Мы пробыли в доме, пока не стемнело. Потом захотелось выбраться в город. Спустившись незаметно по лестнице, мы дождались, когда наши стражники отошли на несколько шагов от двери, и на цыпочках проскользнули в темноту. Нашли тихий бар недалеко от Кернтнерштрассе, где можно было поговорить. Эд слегка нервничал.
«Пойдем в другое место», — предложил он.
«Почему?»
«Я был здесь вчера ночью примерно в это же время, — сказал он. — У стойки стоял парень, похожий на еврея. Через некоторое время он вытащил из кармана старомодную бритву и перерезал себе горло».
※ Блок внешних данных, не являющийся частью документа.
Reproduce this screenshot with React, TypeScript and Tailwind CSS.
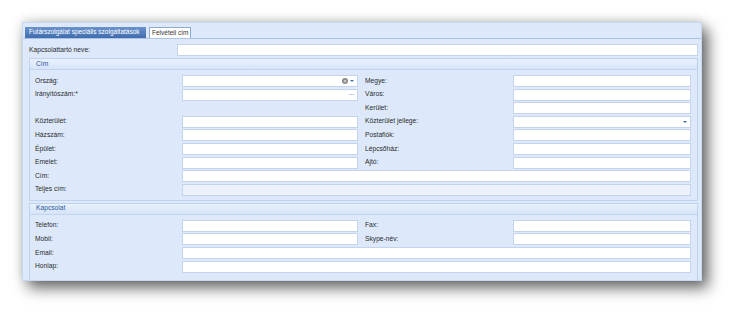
import React from 'react';

type Cell = { label: string; kind?: 'combo' | 'dots' | 'arrow' | 'disabled' };

const CIM_ROWS: [Cell | null, Cell | null][] = [
  [{ label: 'Ország:', kind: 'combo' }, { label: 'Megye:' }],
  [{ label: 'Irányítószám:*', kind: 'dots' }, { label: 'Város:' }],
  [null, { label: 'Kerület:' }],
  [{ label: 'Közterület:' }, { label: 'Közterület jellege:', kind: 'arrow' }],
  [{ label: 'Házszám:' }, { label: 'Postafiók:' }],
  [{ label: 'Épület:' }, { label: 'Lépcsőház:' }],
  [{ label: 'Emelet:' }, { label: 'Ajtó:' }],
];

const KAPCS_ROWS: [Cell | null, Cell | null][] = [
  [{ label: 'Telefon:' }, { label: 'Fax:' }],
  [{ label: 'Mobil:' }, { label: 'Skype-név:' }],
];

function Field({ kind, wide }: { kind?: Cell['kind']; wide?: boolean }) {
  return (
    <div
      className={`flex h-[12px] items-center justify-end border border-[#c4d4ec] pr-[3px] ${
        kind === 'disabled' ? 'bg-[#edf1f9]' : 'bg-white'
      } ${wide ? 'col-span-3' : ''}`}
    >
      {kind === 'combo' && (
        <>
          <span className="flex h-[6px] w-[6px] items-center justify-center rounded-full bg-[#8a8a8a] text-[5px] leading-none text-white">
            ×
          </span>
          <span className="ml-[2px] h-0 w-0 border-x-[2px] border-t-[2px] border-x-transparent border-t-[#4a6fa5]" />
        </>
      )}
      {kind === 'dots' && <span className="text-[7px] leading-none tracking-[-0.5px] text-[#3a66b0]">···</span>}
      {kind === 'arrow' && (
        <span className="h-0 w-0 border-x-[2px] border-t-[2px] border-x-transparent border-t-[#3a66b0]" />
      )}
    </div>
  );
}

function Label({ text, right }: { text: string; right?: boolean }) {
  return (
    <div className={`flex h-[12px] items-center text-[6.7px] leading-none text-[#2a2a2a] ${right ? 'pl-[7px]' : ''}`}>
      {text}
    </div>
  );
}

function Rows({ rows }: { rows: [Cell | null, Cell | null][] }) {
  return (
    <>
      {rows.map(([l, r], i) => (
        <React.Fragment key={i}>
          {l ? <Label text={l.label} /> : <div />}
          {l ? <Field kind={l.kind} /> : <div />}
          {r ? <Label text={r.label} right /> : <div />}
          {r ? <Field kind={r.kind} /> : <div />}
        </React.Fragment>
      ))}
    </>
  );
}

function Group({ title, open, children }: { title: string; open?: boolean; children: React.ReactNode }) {
  return (
    <div className={`border border-[#bfd2ee] ${open ? 'flex-1 border-b-0' : ''}`}>
      <div className="flex h-[11px] items-center border-b border-[#c2d4ef] bg-gradient-to-b from-[#e9f1fd] to-[#d6e4f8] pl-[6px] text-[6.7px] leading-none text-[#2c57a2]">
        {title}
      </div>
      <div className="grid grid-cols-[147px_176px_155px_178px] auto-rows-[12px] gap-y-[1.6px] pb-[4px] pl-[5px] pr-[4px] pt-[5px]">
        {children}
      </div>
    </div>
  );
}

export default function App() {
  return (
    <div className="h-[322px] w-[743px] overflow-hidden bg-white pl-[22px] pt-[22px] font-['Liberation_Sans',Arial,sans-serif]">
      <div className="flex h-[259px] w-[680px] flex-col overflow-hidden border border-[#c6d8f1] bg-[#dde9fb] shadow-[6px_7px_14px_rgba(0,0,0,0.6),0_-2px_10px_rgba(0,0,0,0.12)]">
        {/* Tabs */}
        <div className="flex h-[16px] shrink-0 items-end gap-[3px] border-b border-[#aac3e7] pl-[2px]">
          <div className="flex h-[11px] w-[121px] items-center bg-gradient-to-b from-[#6a93cc] to-[#3f6cae] pl-[4px] text-[6.5px] leading-none text-white">
            Futárszolgálat speciális szolgáltatások
          </div>
          <div className="flex h-[11px] w-[42px] items-center border border-b-0 border-[#8eaad3] bg-white pl-[2px] text-[6.5px] leading-none text-[#333]">
            Felvételi cím
          </div>
        </div>

        {/* Body */}
        <div className="flex flex-1 flex-col gap-[2px] pl-[6px] pr-[3px] pt-[5px]">
          <div className="flex h-[12px] items-center">
            <div className="w-[148px] text-[6.7px] leading-none text-[#2a2a2a]">Kapcsolattartó neve:</div>
            <div className="h-[12px] flex-1 border border-[#c4d4ec] bg-white" />
          </div>

          <Group title="Cím">
            <Rows rows={CIM_ROWS} />
            <Label text="Cím:" />
            <Field wide />
            <Label text="Teljes cím:" />
            <Field wide kind="disabled" />
          </Group>

          <Group title="Kapcsolat" open>
            <Rows rows={KAPCS_ROWS} />
            <Label text="Email:" />
            <Field wide />
            <Label text="Honlap:" />
            <Field wide />
          </Group>
        </div>
      </div>
    </div>
  );
}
Тэсс чувствует себя неважно. По-прежнему есть опасность тромбов. Да и нервы уж точно не успокоились от всего пережитого, к тому же утомителен не прекращавшийся весь день гул геринговских бомбардировщиков. Утром Эд летит обратно в Лондон.
Вена, 20 марта
Эфир был сегодня утром. Я рассказывал, как за одну неделю Вена стала полностью нацистской, — это ужасно. Одна американская радиосеть целую неделю твердила, что сообщения ее корреспондента отсюда не подвергаются цензуре. Но когда он приехал в студию, чтобы выйти в эфир после меня, нацисты потребовали от него текст, так же как и от меня, и подвергли его тщательной проверке.
Вена, 22 марта
Состояние Тэсс все еще критическое. Да и атмосфера в больнице не способствует выздоровлению. Во-первых, говорит Тэсс, там находится одна дама-еврейка, зять которой совершил самоубийство в день, когда Гитлер вошел в город. Всю первую ночь она кричала. Сегодня она покинула больницу в черной траурной одежде и в вуали, крепко прижимая к груди ребенка. Была еще одна еврейская леди. В ее семье никого не убили, но люди из СА, захватив фирму ее мужа, пришли и ограбили их дом. Она боится, что ее мужа убьют или арестуют, и всю ночь плачет.